Verdict on D2. With 5,000,000 customers and 8 shards, the overwhelming majority of routings are surjective, so an idle shard is extremely unlikely — but it is not guaranteed. D2 should be downgraded from "will" to "almost certainly will, and we will monitor for an unused shard." Unlike D1 (provably false), D2 is provably-possible-to-fail, which is a weaker but still important caveat.

🔗 Connection: "How many functions hit every target" is the surjection question, and it is the same shape as the coupon-collector problem you will meet in Chapter 20 (how long until every shard has been used at least once) and connects to how full a hash table gets. The inclusion–exclusion skeleton here is reused verbatim there.

🔄 Check Your Understanding In the scaled model, what fraction of assignments leave at least one shard idle, and why does this fraction shrink toward zero as the number of customers grows (with shards fixed)?

Answer

$93/243 \approx 0.383$. As $n$ grows with $m$ fixed, leaving a particular shard idle requires all $n$ customers to avoid it, which happens for a $((m-1)/m)^n$ fraction — shrinking geometrically toward 0. So with millions of customers, the idle-shard fraction is negligible, matching the D2 verdict.

Phase 4: The audit memo

Assemble the three results into the verdict the team needs. Counting alone — no profiler — settled all three claims:

Design claim	Tool	Verdict
D1 "no two customers collide on a shard"	Pigeonhole (§17.1)	Impossible. $5{,}000{,}000 > 8 \Rightarrow$ some shard has $\ge 2$ customers, for any hash.
Worst-case shard load	Generalized pigeonhole (§17.2)	$\ge 625{,}000$ customers on the busiest shard, unbeatable; size hardware accordingly.
D2 "every shard is used"	Surjections / I–E (§17.6)	Not guaranteed, but overwhelmingly likely; monitor for an unused shard rather than assume coverage.

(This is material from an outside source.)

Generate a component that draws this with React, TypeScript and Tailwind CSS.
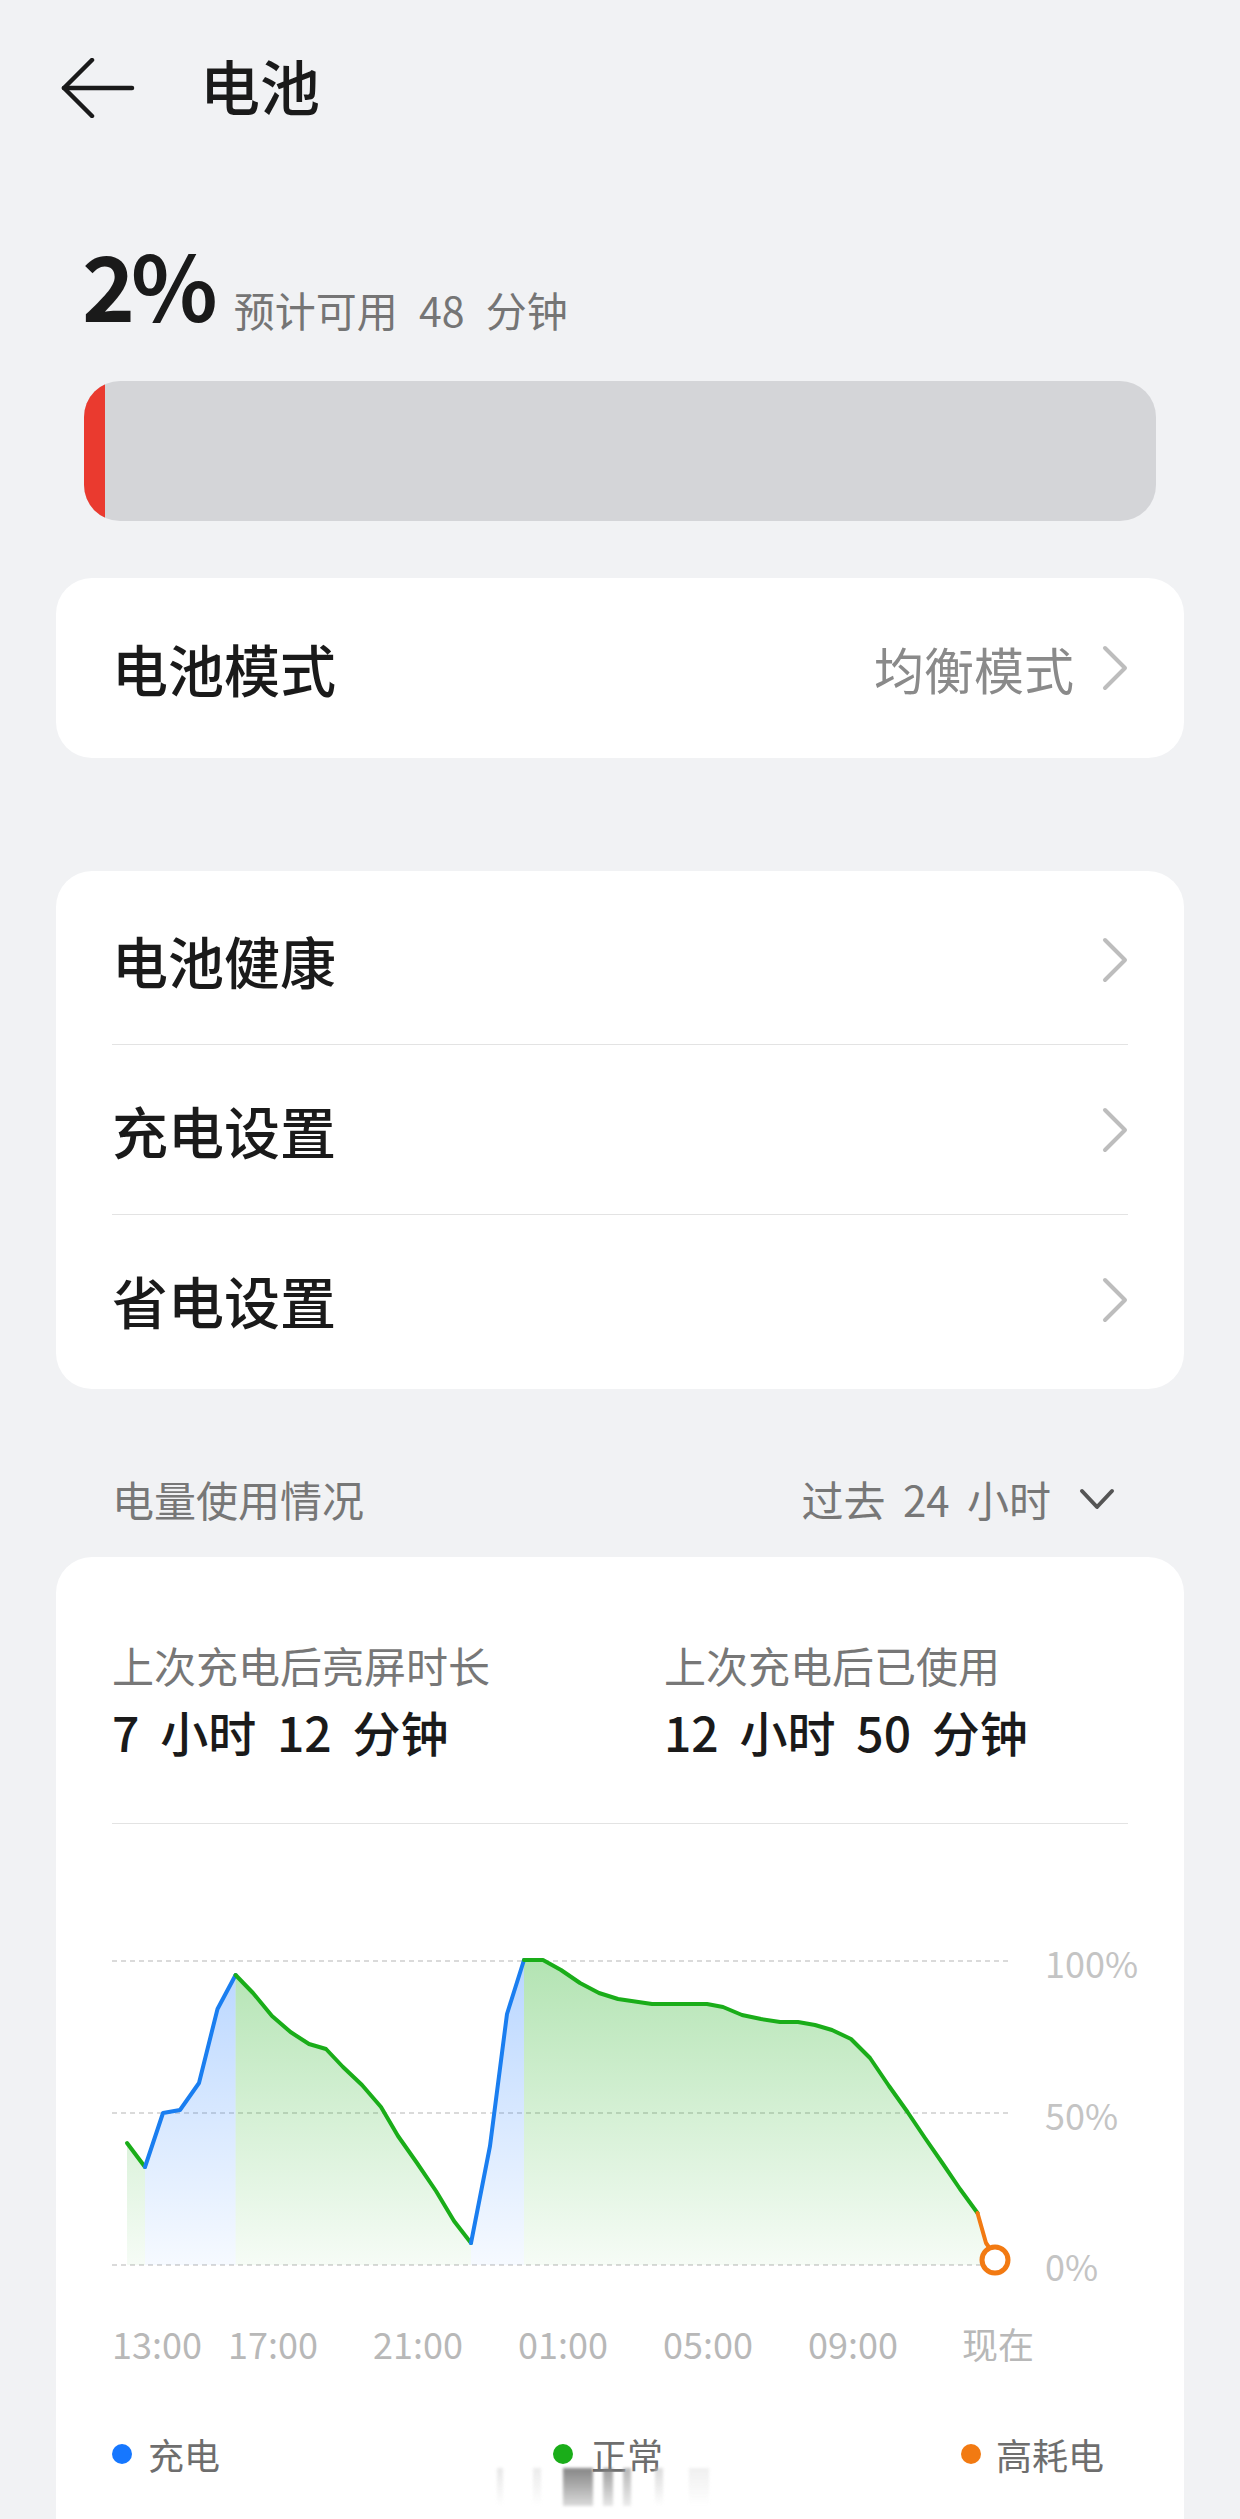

The actionable recommendations: drop the uniqueness assumption from application code entirely (it can never hold); provision every shard for at least 625,000 customers; and replace D2's "will" with a monitor. None of this required running the system — the counting forbade the broken design and bounded the workable one.

Discussion Questions

The pigeonhole argument against D1 never used any property of the hash function cid % 8. Re-examine the proof and state the only fact about the routing it relied on. Why does this make the impossibility robust to any future "better hash function"?
Phase 2's bound $\lceil n/m\rceil$ was shown to be tight by exhibiting a perfectly even distribution. In practice, hashing arbitrary IDs almost never gives a perfectly even split. Does the lower bound $\ge 625{,}000$ still hold for an uneven split? Does the tightness (some distribution achieving exactly 625,000) say anything about what your data will actually do?
D2 was "provably-possible-to-fail" rather than "provably false." Explain the difference between an existence guarantee (what pigeonhole gives for D1) and the counting result for D2, and why the team should treat the two verdicts differently in code.
Suppose the team adds a constraint: customer IDs are guaranteed to be consecutive integers $0, 1, \dots, 4{,}999{,}999$. Under cid % 8, what is the actual load on each shard, and does it meet the generalized-pigeonhole lower bound exactly? (This is a special, controlled input — contrast it with the arbitrary-ID case.)

Your Turn: Extensions

Option A (re-shard math). The team wants the busiest shard guaranteed below 500,000 for a future 8,000,000 customers. Find the minimum shard count $S$ from $\lceil 8{,}000{,}000/S\rceil \le 500{,}000$, and write a one-line min_shards(n, cap) function (with a hand-derived expected output) that returns it.
Option B (coverage probability sketch). For the scaled model ($m = 3$ shards), tabulate the number of surjective assignments for $n = 3, 4, 5, 6$ using your surjections function, and the fraction $\text{onto}/3^n$. Describe how fast coverage becomes near-certain, foreshadowing the coupon-collector analysis of Chapter 20.
Option C (the uniqueness fix). Pigeonhole forbids unique-per-shard routing of uncontrolled IDs. Propose a design where uniqueness is achievable (hint: assign customers to shards by a counter you control, not by hashing a value you don't), and explain in pigeonhole terms why your design escapes the impossibility — i.e., why its assignment can be injective.

Key Takeaways

Pigeonhole is a design filter, not just a puzzle. "More customers than shards" instantly disproved a shipped design assumption (D1) with no test — identify the pigeons and holes, check $n > m$, and read off the impossibility.
The generalized principle yields hard worst-case bounds. $\lceil n/m\rceil = 625{,}000$ is a floor on the busiest shard that no routing can beat — a proof about every run, the kind of number you size hardware against before benchmarking.
"Every target used" is a surjection. Coverage (D2) is counted exactly by inclusion–exclusion over missed shards; it is usually likely but rarely guaranteed, a distinction that belongs in the design doc and the code.
Existence vs. probability are different verdicts. Pigeonhole settles whether something must happen; the surjection count tells you how many configurations have a property. Knowing which question you are asking is half the audit.